Recently I had the privilege of visiting an automaker based in Utah, of all places, called Vanderhall Motor Works. At first glance the sole model, called the Laguna, is a pretty wild vehicle. Also crazy are the obstacles Vanderhall has been facing in its home state, thanks to restrictive dealer laws undoubtedly passed to keep Tesla Motors from selling within the borders, because someone must think of the children.
During the recent Utah Auto Expo, Vanderhall had its booth literally walled off at the last moment. Consumers with sensitive eyes couldn’t be exposed to a direct sales model, because it would certainly violate them in the most heinous of ways. The funny thing is the move has spread word of the company even further.
In the interest of full disclosure, Vanderhall Motor Works did treat me to a Diet Coke and some Cheetos during my visit. I also became aware that several of my friends are related to or live in the same neighborhood as Daniel Boyer (the director of marketing) and Steve Hall (owner). Still, I was pretty skeptical of the company and its product, considering it looked potentially like a marriage between a Morgan and Polaris Slingshot.
Unfortunately, my scheduled visit at Vanderhall happened to coincide with a fairly substantial snowstorm. That meant I couldn’t go out in one of the auto-cycles. I was told they actually perform quite well in the white stuff, but the concern was morons on the road crashing their Camry into a $77,000 vehicle. That seemed pretty legit, considering that I had to navigate to Vanderhall’s shop on I-15 with a group of people who acted like they’d never seen, let alone driven in, snow before.
I did get to sit behind the wheel of a Laguna in the showroom, and was surprised at how comfortable and roomy it was. At 6-foot 2-inches and 240 pounds I don’t fit in most roadsters, yet I was able to not only get in, but breathe and stretch my legs a little. The little three-wheeler doesn’t look that big, so I was genuinely surprised.
On paper, the Laguna is impressive. The GM-sourced turbocharged 1.4-liter four banger might not be a fire-breather with a peak 200 horsepower and 200 lb.-ft. of torque, but it doesn’t have to be since the vehicle tips the scale at a mere 1,550 pounds. Acceleration is supposed to be brisk, with a claimed 4.5 second 0 to 60 time.
Just try to compare the Laguna to a Morgan or Polaris (even worse, an Elio) and you can see Steve Hall, who has worked on his creation tirelessly for years, bristle. He’s quick to point out that the auto-cycle is front-wheel drive, which he says makes it handle far better. The aluminum frame comes with all the fasteners integrated, plus the Laguna’s center of gravity is only about 11 inches off the ground. A 70/30 front-to-rear weight distribution, pushrod front suspension and swing arm setup in the rear make for a ride Hall claims isn’t like anything out there. When pressed, he conceded that the closest comparison is probably a rear-wheel-drive mid-engine car, while insisting it’s still a little different. Fair enough, the Laguna is weird in a strangely compelling sort of way.
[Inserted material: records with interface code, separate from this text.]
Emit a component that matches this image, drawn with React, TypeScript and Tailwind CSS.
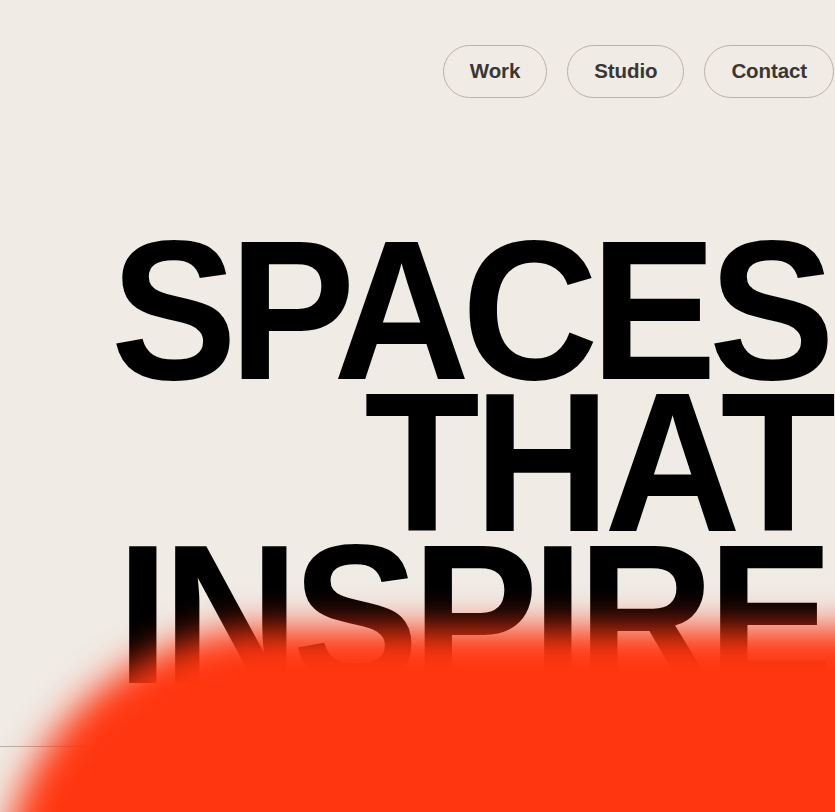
const navItems = ["Work", "Studio", "Contact"];

export default function App() {
  return (
    <div className="relative h-[812px] overflow-hidden bg-[#f0ebe5] text-black [font-family:'Liberation_Sans',Arial,sans-serif]">
      <nav className="flex justify-end gap-[20px] pr-[1px] pt-[45px]">
        {navItems.map((item) => (
          <a
            key={item}
            href="#"
            className="flex h-[53px] items-center rounded-full border border-[#b9b2aa] px-[26px] text-[20.5px] font-bold tracking-[-0.005em] text-[#3a3733]"
          >
            {item}
          </a>
        ))}
      </nav>

      <h1 className="mr-[8px] mt-[137px] text-right text-[198px] font-bold uppercase leading-[152px] tracking-[-8.4px]">
        <div className="origin-right scale-x-[0.956] whitespace-nowrap">Spaces</div>
        <div className="mr-[-3px] origin-right scale-x-[0.956] whitespace-nowrap tracking-[-6.5px]">That</div>
        <div className="origin-right scale-x-[0.956] whitespace-nowrap tracking-[-7px]">Inspire</div>
      </h1>

      <div className="mt-[55px] border-t border-[#b9b2aa]" />

      {/* blurred orange glow over the bottom of the page */}
      <div className="pointer-events-none absolute left-0 top-[628px] h-[600px] w-[1300px] rounded-tl-[271px] bg-[#ff3610] blur-[18px]" />
    </div>
  );
}
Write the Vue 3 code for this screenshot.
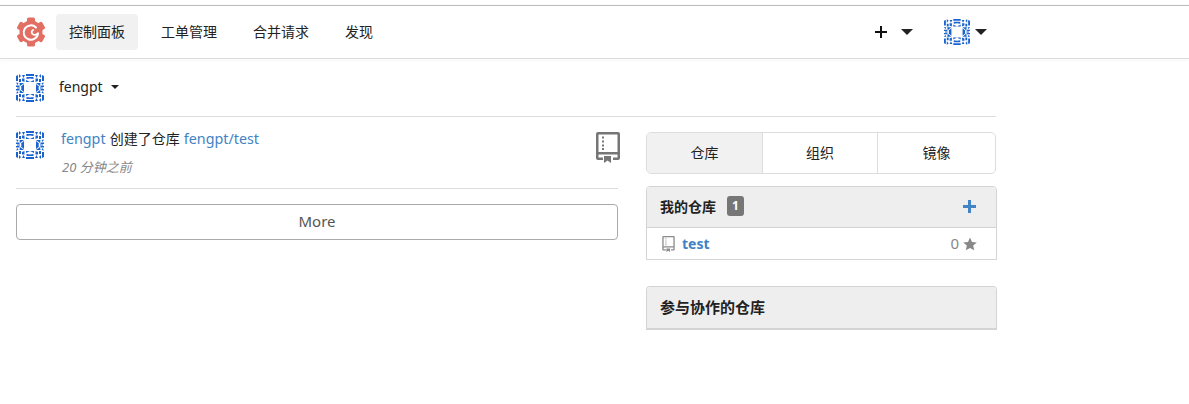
<template>
  <div class="page">
    <svg class="defs" width="0" height="0">
      <symbol id="identicon" viewBox="0 0 28 28">
        <path
          v-for="m in mirrors"
          :key="m"
          :transform="m"
          fill="#1a63cf"
          d="M0 2l2-1v6H0zM3 0l2 2-2 2zM3 5h2v3H3zM6 1h3l-1.500 3zM6 4.500h2.500V8L6 7zM10 0h4v2h-4zM10.500 3H14v1.500l-3.500.5zM10 6l4 2h-4zM0 8.500l2.500.5-1 2zM3.500 9H8l-4 3zM0 11.500h3.500V13H0zM1 13.500h3V14H1zM5 12.500L8 10v4H5.500z"
        />
      </symbol>
      <symbol id="book" viewBox="0 0 24 31">
        <path fill-rule="evenodd" d="M2 0h20a2 2 0 0 1 2 2v24a2 2 0 0 1-2 2h-5v-2.500h4.500v-3h-19v3H7V28H2a2 2 0 0 1-2-2V2a2 2 0 0 1 2-2zm.5 2.500V20h19V2.500z" />
        <path d="M6 4.500h2v2H6zM6 8.500h2v2H6zM6 12.500h2v2H6zM6 16h2v2H6z" />
        <path d="M8 24h7v7l-3.500-2.400L8 31z" />
      </symbol>
    </svg>

    <header class="navbar">
      <svg class="logo" viewBox="0 0 30 30">
        <g fill="#e26f63">
          <circle cx="15" cy="15" r="11.500" />
          <rect v-for="r in [0, 60, 120]" :key="r" x="11" y="0.500" width="8" height="29" rx="1.500" :transform="`rotate(${r} 15 15)`" />
        </g>
        <path fill="none" stroke="#fff" stroke-width="2" stroke-linecap="round" d="M20 10.500A7.200 7.200 0 1 0 22 16.500" />
        <path fill="none" stroke="#fff" stroke-width="1.800" stroke-linecap="round" d="M22 16.500c-1.600 1.600-4.500 1.800-5.800.2-1-1.300-.4-3.200 1-3.700" />
      </svg>
      <nav class="nav-items">
        <a v-for="(item, i) in navItems" :key="item" class="nav-item" :class="{ active: i === 0 }">{{ item }}</a>
      </nav>
      <div class="nav-right">
        <span class="nav-plus"><svg viewBox="0 0 12 12" width="12" height="12"><path d="M5 0h2v5h5v2H7v5H5V7H0V5h5z" fill="#111" /></svg></span>
        <span class="caret nav-caret"></span>
        <svg class="avatar-nav"><use href="#identicon" /></svg>
        <span class="caret"></span>
      </div>
    </header>

    <main class="container">
      <div class="user-row">
        <svg class="avatar"><use href="#identicon" /></svg>
        <span class="user-name">fengpt</span>
        <span class="caret small"></span>
      </div>

      <div class="columns">
        <section class="feed">
          <div class="feed-item">
            <svg class="avatar"><use href="#identicon" /></svg>
            <div class="feed-text">
              <p class="feed-title"><a>fengpt</a> 创建了仓库 <a>fengpt/test</a></p>
              <p class="feed-time">20 分钟之前</p>
            </div>
            <svg class="book-large"><use href="#book" /></svg>
          </div>
          <button class="more">More</button>
        </section>

        <aside class="side">
          <div class="tabs">
            <a v-for="(tab, i) in tabs" :key="tab" class="tab" :class="{ active: i === 0 }">{{ tab }}</a>
          </div>

          <div class="panel">
            <div class="panel-head">
              <span>我的仓库</span>
              <span class="badge">1</span>
              <svg class="panel-plus" viewBox="0 0 13 13"><path d="M5 0h3v5h5v3H8v5H5V8H0V5h5z" fill="#4183c4" /></svg>
            </div>
            <div class="repo-row">
              <svg class="book-small"><use href="#book" /></svg>
              <a class="repo-name">test</a>
              <span class="stars">0</span>
              <svg class="star" viewBox="0 0 14 14"><path d="M7 .5l2 4.400 4.800.5-3.600 3.200 1 4.700L7 10.900l-4.200 2.400 1-4.700L.2 5.400 5 4.900z" fill="#888" /></svg>
            </div>
          </div>

          <div class="panel collab">
            <div class="panel-head">参与协作的仓库</div>
          </div>
        </aside>
      </div>
    </main>
  </div>
</template>

<script setup>
const navItems = ['控制面板', '工单管理', '合并请求', '发现']
const tabs = ['仓库', '组织', '镜像']

// the avatar is one corner drawn four times, mirrored
const mirrors = [
  'matrix(1 0 0 1 0 0)',
  'matrix(-1 0 0 1 28 0)',
  'matrix(1 0 0 -1 0 28)',
  'matrix(-1 0 0 -1 28 28)'
]
</script>

<style>
html, body {
  margin: 0;
  background: #fff;
}
</style>

<style scoped>
.page {
  width: 1189px;
  height: 404px;
  overflow: hidden;
  font-family: "Noto Sans", "Noto Sans CJK SC", sans-serif;
  font-size: 14px;
  color: #222;
  background: #fff;
}

.defs {
  position: absolute;
}

.navbar {
  display: flex;
  align-items: center;
  box-sizing: border-box;
  height: 54px;
  margin-top: 5px;
  padding: 0 0 0 16px;
  border-top: 1px solid #bbb;
  border-bottom: 1px solid #ddd;
  box-shadow: 0 1px 4px rgba(0, 0, 0, 0.04);
}

.logo {
  width: 30px;
  height: 30px;
  margin-right: 10px;
}

.nav-items {
  display: flex;
  gap: 10px;
}

.nav-item {
  height: 36px;
  line-height: 36px;
  padding: 0 13px;
  border-radius: 4px;
  color: #222;
}

.nav-item.active {
  background: #f1f1f1;
}

.nav-right {
  display: flex;
  align-items: center;
  margin-left: 489px;
}

.nav-plus {
  display: flex;
}

.nav-caret {
  margin-left: 14px;
  margin-right: 31px;
}

.avatar-nav {
  width: 26px;
  height: 26px;
  margin-right: 5px;
}

.caret {
  width: 0;
  height: 0;
  border-left: 6px solid transparent;
  border-right: 6px solid transparent;
  border-top: 6px solid #222;
}

.caret.small {
  margin-left: 8px;
  margin-top: -2px;
  border-left-width: 4.500px;
  border-right-width: 4.500px;
  border-top-width: 4.500px;
}

.container {
  width: 980px;
  margin-left: 16px;
}

.user-row {
  display: flex;
  align-items: center;
  box-sizing: border-box;
  height: 58px;
  border-bottom: 1px solid #ddd;
}

.avatar {
  flex: none;
  width: 28px;
  height: 28px;
}

.user-name {
  margin-left: 15px;
  margin-top: -2px;
  color: #222;
}

.columns {
  display: flex;
  gap: 28px;
  padding-top: 15px;
}

.feed {
  flex: none;
  width: 602px;
}

.feed-item {
  display: flex;
  height: 57px;
  border-bottom: 1px solid #ddd;
  margin-top: -1px;
}

.feed-text {
  flex: 1;
  margin-top: -2px;
  margin-left: 17px;
}

.feed-text p {
  margin: 0;
}

.feed-title {
  line-height: 20px;
  color: #222;
  font-size: 14px;
  word-spacing: 0.500px;
}

.feed-title a {
  color: #4183c4;
  font-size: 14.300px;
}

.feed-time {
  margin-top: 8px !important;
  margin-left: 1px !important;
  color: #888;
  font-size: 13px;
  font-style: italic;
  line-height: 20px;
}

.book-large {
  flex: none;
  width: 24px;
  height: 31px;
  margin-top: 1px;
  margin-right: -2px;
  fill: #767676;
}

.more {
  display: block;
  box-sizing: border-box;
  width: 100%;
  height: 36px;
  margin-top: 15px;
  padding: 0 0 2px;
  border: 1px solid #aaa;
  border-radius: 4px;
  background: #fff;
  color: #555;
  font-family: inherit;
  font-size: 15px;
}

.side {
  flex: none;
  width: 351px;
}

.tabs {
  display: flex;
  box-sizing: border-box;
  width: 350px;
  height: 42px;
  border: 1px solid #ddd;
  border-radius: 5px;
  overflow: hidden;
}

.tab {
  box-sizing: border-box;
  width: 115px;
  line-height: 40px;
  text-align: center;
  color: #222;
  font-size: 14px;
  border-left: 1px solid #ddd;
}

.tab:first-child {
  border-left: 0;
}

.tab:last-child {
  flex: 1;
}

.tab.active {
  background: #f1f1f1;
}

.panel {
  margin-top: 12px;
  border: 1px solid #d4d4d4;
  border-radius: 4px 4px 0 0;
}

.panel-head {
  display: flex;
  align-items: center;
  box-sizing: border-box;
  height: 40px;
  padding: 0 13px 2px;
  background: #eee;
  border-radius: 3px 3px 0 0;
  font-size: 14px;
  font-weight: 700;
  color: #222;
}

.badge {
  width: 17px;
  height: 20px;
  margin-left: 11px;
  border-radius: 3px;
  background: #767676;
  color: #fff;
  font-size: 12px;
  line-height: 20px;
  text-align: center;
}

.panel-plus {
  width: 13px;
  height: 13px;
  margin-left: auto;
  margin-right: 7px;
}

.repo-row {
  display: flex;
  align-items: center;
  height: 31px;
  padding: 0 19px 0 15px;
  border-top: 1px solid #d4d4d4;
}

.book-small {
  width: 13px;
  height: 16px;
  fill: #8a8a8a;
}

.repo-name {
  margin-left: 7px;
  color: #4183c4;
  font-weight: 700;
}

.stars {
  margin-left: auto;
  margin-top: -2px;
  color: #888;
  font-size: 15px;
}

.star {
  width: 14px;
  height: 14px;
  margin-left: 4px;
}

.collab {
  margin-top: 26px;
  border-bottom-width: 2px;
}

.collab .panel-head {
  height: 41px;
  font-size: 15px;
}
</style>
Vanderhall also offers a level of craftsmanship that exceeds most other auto-cycles. The body panels are fabricated out of carbon fiber, which makes it feel like you’re flinging a stack of papers when shutting the doors. Wool carpeting like what you find in Rolls-Royces graces the floor. Snapping the roof on or off is quick and easy, and there’s even a boot in the rear that’s large enough to stow a weekend bag or two, not that owners would likely take the Laguna on an epic road trip, which could be a true adventure.
Steve Hall has big plans for Vanderhall. Right now buyers can get four different editions of the Laguna, or opt for a bespoke vehicle. Even at a price that some might view as steep, the company has no problem selling each auto-cycle it makes. Most of the work is performed by hand, which is part of the appeal. A new facility that would boost production as much as tenfold is in the works, and should be operational soon. Of course, being able to sell to consumers in the company’s home state would be a nice bonus. Hall and Boyer have been busy pushing for the new vehicle laws in Utah to be done away with, giving consumers more choices while celebrating a little thing called capitalism.
Some think the Vanderhall Laguna is ugly, and that’s their prerogative. After all, not everyone finds the Porsche 911 or Lamborghini Aventador attractive. Others think it’s outrageously priced, which is a rash judgment if they haven’t seen it in the flesh (I should know). The fact is the auto-cycle is aimed at affluent people who want something fun, finely crafted and incredibly different, not shoppers who’re looking for a budget-friendly performance vehicle. Seeing the Laguna in person, you realize it exudes a certain panache, drawing you in as you take in the deceptively simple details. That’s why Vanderhall isn’t exactly struggling and in fact faces what seems to be a bright future.